== SUPPLIED DATA ==
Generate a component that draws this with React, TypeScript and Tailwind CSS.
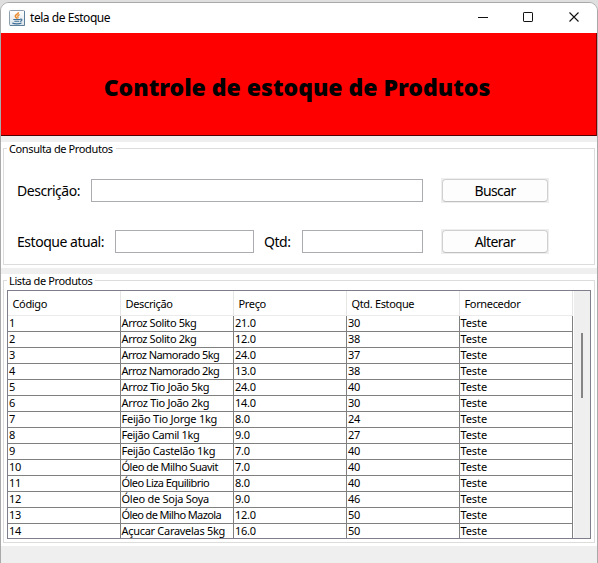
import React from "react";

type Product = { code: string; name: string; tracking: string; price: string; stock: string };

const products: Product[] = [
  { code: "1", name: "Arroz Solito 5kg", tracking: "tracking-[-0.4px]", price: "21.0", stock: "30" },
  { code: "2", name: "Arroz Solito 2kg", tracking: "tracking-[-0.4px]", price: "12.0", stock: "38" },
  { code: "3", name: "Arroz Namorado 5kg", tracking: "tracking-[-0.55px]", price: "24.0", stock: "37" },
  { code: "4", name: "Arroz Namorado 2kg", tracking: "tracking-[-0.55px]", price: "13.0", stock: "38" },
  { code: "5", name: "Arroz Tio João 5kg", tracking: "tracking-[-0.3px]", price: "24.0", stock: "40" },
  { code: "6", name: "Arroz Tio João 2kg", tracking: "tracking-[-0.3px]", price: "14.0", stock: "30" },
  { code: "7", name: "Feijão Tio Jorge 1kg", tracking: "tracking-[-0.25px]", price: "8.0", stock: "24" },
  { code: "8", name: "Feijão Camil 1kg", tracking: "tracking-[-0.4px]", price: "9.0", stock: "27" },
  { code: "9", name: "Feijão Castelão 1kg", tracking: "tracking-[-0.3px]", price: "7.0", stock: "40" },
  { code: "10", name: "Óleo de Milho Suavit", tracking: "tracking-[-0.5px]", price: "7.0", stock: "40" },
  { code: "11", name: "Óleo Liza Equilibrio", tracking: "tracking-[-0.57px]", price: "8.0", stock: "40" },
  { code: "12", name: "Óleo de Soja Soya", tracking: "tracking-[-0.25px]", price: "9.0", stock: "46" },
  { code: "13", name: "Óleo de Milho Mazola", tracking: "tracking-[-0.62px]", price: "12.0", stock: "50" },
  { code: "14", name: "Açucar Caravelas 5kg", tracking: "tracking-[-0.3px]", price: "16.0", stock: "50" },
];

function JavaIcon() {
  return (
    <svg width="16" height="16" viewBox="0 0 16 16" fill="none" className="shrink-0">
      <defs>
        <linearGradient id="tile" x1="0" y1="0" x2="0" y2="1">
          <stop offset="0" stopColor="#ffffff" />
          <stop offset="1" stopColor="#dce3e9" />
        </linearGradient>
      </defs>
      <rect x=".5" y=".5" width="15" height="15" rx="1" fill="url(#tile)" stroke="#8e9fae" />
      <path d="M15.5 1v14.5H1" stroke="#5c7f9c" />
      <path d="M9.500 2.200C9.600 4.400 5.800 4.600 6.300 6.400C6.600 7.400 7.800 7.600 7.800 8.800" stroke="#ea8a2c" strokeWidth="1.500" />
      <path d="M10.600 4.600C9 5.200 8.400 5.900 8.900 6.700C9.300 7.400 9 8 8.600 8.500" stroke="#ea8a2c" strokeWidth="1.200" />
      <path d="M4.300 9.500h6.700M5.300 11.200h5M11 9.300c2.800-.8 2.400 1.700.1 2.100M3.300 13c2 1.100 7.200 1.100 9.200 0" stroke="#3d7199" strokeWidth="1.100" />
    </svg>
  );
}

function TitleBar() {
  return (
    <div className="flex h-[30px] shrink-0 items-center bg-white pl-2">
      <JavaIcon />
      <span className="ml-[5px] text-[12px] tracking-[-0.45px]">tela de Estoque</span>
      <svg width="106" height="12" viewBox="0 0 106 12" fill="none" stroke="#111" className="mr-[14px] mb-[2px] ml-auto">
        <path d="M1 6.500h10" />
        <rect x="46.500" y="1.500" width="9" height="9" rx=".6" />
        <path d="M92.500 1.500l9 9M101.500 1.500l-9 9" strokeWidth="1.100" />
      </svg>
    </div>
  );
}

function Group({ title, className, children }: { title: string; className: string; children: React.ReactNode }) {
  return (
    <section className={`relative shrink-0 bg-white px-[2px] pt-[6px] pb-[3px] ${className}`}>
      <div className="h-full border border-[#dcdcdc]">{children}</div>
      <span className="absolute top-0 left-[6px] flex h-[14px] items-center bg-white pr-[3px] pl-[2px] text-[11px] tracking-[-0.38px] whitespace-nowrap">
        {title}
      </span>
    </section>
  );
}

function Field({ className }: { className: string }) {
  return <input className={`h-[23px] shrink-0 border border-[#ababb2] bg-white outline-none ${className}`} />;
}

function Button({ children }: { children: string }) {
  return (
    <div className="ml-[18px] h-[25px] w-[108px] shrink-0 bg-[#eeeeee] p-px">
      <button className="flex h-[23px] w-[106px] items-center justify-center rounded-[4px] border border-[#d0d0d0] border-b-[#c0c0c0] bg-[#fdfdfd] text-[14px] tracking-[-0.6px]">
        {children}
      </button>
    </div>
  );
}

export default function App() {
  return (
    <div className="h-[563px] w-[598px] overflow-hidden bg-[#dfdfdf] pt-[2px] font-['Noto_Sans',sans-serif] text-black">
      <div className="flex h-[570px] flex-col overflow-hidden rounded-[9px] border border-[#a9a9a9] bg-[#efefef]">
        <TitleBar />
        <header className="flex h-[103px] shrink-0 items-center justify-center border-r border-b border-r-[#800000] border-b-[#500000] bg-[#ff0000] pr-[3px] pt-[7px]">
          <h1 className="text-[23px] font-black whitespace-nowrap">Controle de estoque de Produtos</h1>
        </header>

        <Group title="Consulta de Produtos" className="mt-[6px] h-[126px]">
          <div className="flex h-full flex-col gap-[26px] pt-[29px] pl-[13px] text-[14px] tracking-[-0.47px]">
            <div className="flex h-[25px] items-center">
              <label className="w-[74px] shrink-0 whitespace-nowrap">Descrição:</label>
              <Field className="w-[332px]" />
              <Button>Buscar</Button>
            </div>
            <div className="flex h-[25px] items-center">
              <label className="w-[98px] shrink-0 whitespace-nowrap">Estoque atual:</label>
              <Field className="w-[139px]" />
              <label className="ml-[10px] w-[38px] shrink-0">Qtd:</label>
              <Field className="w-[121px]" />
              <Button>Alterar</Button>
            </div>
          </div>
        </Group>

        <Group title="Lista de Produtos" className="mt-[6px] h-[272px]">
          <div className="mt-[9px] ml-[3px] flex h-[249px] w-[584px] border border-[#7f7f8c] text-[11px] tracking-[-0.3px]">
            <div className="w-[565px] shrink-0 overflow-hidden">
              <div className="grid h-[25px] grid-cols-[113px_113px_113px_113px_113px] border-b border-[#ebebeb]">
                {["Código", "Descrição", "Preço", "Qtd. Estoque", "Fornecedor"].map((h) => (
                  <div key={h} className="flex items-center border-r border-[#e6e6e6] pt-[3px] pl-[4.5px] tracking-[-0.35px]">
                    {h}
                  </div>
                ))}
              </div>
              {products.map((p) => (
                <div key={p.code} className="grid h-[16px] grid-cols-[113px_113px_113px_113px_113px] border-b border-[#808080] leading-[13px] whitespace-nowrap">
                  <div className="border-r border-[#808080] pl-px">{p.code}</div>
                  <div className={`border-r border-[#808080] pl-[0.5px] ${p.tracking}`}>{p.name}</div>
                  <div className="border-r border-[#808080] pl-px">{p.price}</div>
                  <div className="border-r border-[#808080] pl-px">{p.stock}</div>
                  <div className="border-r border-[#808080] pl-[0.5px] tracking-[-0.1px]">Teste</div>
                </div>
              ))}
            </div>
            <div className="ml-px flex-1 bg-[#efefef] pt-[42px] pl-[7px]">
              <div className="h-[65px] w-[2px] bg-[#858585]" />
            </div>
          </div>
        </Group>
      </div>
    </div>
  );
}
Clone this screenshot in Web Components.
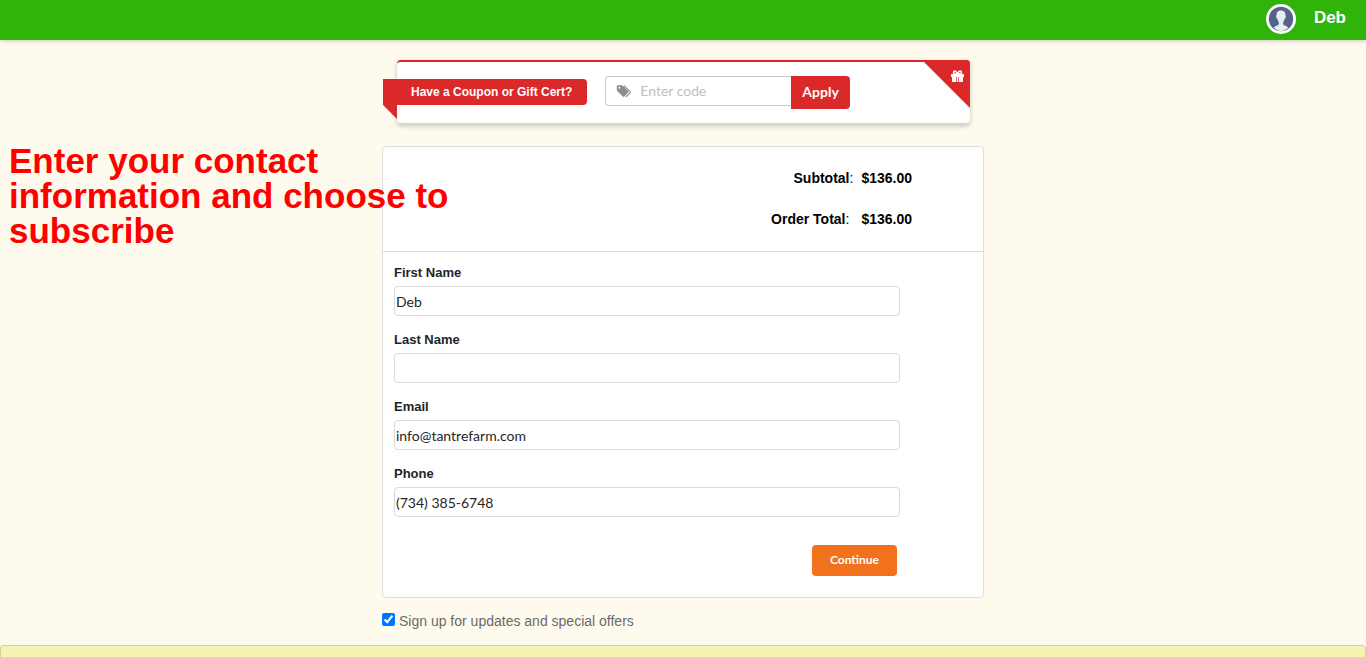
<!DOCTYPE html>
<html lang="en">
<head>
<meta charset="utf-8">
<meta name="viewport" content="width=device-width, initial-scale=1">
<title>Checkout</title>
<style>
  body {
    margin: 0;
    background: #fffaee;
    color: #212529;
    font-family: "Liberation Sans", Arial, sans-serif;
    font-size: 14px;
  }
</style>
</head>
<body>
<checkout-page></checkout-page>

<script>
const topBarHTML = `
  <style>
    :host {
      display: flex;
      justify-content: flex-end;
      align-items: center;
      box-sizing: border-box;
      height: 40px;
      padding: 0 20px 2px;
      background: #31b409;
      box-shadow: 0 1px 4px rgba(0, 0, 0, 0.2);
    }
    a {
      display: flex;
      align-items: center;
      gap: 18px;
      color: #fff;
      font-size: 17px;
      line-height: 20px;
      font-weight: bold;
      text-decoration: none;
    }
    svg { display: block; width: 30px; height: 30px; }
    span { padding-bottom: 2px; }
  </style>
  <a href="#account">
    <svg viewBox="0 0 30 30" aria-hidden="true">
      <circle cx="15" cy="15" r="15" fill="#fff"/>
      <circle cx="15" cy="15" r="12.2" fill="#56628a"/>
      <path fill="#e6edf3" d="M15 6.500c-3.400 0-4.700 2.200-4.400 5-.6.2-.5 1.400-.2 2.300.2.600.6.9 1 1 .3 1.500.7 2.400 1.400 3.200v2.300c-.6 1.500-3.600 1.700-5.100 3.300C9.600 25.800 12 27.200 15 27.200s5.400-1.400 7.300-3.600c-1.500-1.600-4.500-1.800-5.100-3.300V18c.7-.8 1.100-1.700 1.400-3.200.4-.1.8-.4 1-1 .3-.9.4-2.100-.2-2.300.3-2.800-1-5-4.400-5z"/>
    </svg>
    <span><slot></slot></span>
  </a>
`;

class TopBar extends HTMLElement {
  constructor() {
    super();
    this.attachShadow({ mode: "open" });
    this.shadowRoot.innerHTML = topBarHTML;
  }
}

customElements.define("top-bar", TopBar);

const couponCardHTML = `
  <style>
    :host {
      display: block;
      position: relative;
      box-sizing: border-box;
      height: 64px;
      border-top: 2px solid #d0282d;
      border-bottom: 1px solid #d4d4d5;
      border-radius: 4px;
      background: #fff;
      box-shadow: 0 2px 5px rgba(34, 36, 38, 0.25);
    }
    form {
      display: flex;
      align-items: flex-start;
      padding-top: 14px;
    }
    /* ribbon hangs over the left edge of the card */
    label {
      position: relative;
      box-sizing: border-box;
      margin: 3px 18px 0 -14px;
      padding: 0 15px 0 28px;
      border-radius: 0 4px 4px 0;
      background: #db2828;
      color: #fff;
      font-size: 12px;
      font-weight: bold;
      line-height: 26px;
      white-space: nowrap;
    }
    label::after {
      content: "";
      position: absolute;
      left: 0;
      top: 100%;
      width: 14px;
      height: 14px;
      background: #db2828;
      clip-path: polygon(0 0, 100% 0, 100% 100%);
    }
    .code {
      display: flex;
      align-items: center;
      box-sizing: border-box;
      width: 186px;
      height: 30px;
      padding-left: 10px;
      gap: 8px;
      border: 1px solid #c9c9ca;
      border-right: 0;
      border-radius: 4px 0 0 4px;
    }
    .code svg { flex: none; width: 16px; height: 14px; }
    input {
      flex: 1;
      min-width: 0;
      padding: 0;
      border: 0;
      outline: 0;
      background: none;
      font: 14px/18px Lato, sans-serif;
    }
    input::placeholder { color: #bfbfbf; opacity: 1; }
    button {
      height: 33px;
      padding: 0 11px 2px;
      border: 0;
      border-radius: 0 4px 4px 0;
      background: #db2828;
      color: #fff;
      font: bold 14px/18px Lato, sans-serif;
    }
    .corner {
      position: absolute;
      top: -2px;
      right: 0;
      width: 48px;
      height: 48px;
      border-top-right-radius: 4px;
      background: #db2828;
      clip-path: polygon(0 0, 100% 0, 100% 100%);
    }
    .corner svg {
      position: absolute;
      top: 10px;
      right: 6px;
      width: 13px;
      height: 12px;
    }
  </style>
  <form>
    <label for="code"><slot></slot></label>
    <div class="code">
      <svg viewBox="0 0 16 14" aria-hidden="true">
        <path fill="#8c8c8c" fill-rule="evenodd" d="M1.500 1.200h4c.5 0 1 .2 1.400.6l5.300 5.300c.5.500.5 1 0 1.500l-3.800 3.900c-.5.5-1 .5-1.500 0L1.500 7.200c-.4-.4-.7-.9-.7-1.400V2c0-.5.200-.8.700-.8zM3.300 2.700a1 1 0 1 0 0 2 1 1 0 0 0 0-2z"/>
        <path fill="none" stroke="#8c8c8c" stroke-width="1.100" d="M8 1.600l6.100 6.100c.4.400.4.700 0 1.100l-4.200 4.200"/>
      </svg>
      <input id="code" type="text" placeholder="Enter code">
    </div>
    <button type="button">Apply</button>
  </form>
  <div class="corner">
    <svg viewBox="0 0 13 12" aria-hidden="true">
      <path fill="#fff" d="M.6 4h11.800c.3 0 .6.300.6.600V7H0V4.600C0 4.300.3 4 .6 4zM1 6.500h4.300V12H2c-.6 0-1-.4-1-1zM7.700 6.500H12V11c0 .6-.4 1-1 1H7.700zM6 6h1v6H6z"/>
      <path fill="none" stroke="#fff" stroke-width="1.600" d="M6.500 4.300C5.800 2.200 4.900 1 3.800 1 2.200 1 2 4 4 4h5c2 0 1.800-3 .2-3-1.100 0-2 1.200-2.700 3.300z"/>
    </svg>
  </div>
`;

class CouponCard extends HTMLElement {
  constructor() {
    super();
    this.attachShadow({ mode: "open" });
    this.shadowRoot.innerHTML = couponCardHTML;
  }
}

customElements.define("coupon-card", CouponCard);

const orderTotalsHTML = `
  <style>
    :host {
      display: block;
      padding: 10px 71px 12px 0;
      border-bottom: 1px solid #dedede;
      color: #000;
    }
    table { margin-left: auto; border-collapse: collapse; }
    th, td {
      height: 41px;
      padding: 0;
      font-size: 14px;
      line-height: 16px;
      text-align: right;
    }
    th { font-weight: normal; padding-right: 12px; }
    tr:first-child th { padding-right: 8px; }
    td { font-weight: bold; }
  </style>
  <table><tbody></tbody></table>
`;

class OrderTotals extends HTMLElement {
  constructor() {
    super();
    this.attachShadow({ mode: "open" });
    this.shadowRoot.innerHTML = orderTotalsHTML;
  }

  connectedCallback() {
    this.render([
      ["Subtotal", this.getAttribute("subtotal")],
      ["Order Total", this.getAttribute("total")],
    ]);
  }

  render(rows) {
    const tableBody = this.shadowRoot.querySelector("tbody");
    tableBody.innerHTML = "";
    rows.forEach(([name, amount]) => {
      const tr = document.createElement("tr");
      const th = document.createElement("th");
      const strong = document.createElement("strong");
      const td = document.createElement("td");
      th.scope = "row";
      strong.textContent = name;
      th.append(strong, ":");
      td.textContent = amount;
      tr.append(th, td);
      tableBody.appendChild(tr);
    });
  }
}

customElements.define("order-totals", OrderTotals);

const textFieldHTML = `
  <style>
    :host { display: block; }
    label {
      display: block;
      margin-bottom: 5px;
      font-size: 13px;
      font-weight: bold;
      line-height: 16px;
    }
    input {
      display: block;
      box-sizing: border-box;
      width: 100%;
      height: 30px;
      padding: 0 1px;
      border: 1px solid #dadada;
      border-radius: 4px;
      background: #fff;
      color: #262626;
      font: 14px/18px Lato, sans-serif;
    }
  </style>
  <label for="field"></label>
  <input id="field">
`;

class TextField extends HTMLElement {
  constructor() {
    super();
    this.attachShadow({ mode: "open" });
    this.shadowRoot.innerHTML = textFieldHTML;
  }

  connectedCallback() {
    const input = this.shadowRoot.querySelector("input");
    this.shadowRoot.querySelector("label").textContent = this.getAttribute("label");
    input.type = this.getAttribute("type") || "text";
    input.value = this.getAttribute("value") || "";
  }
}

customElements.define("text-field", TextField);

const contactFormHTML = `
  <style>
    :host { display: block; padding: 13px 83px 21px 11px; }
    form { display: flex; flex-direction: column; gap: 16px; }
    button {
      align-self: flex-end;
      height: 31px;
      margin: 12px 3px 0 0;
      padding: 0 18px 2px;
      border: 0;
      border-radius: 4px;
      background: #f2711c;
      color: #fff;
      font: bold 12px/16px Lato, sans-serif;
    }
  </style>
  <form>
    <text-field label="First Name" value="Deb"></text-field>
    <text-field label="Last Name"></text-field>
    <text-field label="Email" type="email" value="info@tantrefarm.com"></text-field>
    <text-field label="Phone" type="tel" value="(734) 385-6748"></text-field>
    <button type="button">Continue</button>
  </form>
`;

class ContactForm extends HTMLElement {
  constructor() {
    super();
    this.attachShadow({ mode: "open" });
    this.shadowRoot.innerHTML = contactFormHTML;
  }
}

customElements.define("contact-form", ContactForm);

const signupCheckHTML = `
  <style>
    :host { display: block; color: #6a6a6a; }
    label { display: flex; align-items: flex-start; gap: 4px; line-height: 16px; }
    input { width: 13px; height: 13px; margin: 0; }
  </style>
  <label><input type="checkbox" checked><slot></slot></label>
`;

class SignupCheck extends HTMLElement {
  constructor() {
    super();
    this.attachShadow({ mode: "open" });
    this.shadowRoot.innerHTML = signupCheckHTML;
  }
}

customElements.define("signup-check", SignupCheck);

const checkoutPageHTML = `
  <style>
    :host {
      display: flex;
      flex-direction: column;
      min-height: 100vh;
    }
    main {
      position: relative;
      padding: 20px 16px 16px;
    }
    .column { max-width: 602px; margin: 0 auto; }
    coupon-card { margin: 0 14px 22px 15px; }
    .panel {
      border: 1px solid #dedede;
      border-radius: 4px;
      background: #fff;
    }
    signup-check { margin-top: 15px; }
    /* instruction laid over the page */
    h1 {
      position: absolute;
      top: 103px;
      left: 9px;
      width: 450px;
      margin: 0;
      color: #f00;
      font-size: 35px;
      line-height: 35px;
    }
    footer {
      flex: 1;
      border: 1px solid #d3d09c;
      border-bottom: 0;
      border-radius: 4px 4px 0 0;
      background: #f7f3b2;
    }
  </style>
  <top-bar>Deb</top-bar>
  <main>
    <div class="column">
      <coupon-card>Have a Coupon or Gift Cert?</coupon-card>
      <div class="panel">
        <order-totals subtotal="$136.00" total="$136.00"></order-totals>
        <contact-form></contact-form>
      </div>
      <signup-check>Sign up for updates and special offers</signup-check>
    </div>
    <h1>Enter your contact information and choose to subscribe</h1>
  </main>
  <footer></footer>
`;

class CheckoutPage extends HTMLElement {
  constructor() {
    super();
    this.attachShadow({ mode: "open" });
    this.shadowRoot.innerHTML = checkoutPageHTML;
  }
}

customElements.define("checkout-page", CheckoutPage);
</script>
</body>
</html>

== TASK ==
Everything from the line that contains "Clone this screenshot in Web Components." down to the line that contains "<checkout-page></checkout-page>" should be written out exactly, end lines too, minus the pictures.

== RESULT ==
Clone this screenshot in Web Components.
<!DOCTYPE html>
<html lang="en">
<head>
<meta charset="utf-8">
<meta name="viewport" content="width=device-width, initial-scale=1">
<title>Checkout</title>
<style>
  body {
    margin: 0;
    background: #fffaee;
    color: #212529;
    font-family: "Liberation Sans", Arial, sans-serif;
    font-size: 14px;
  }
</style>
</head>
<body>
<checkout-page></checkout-page>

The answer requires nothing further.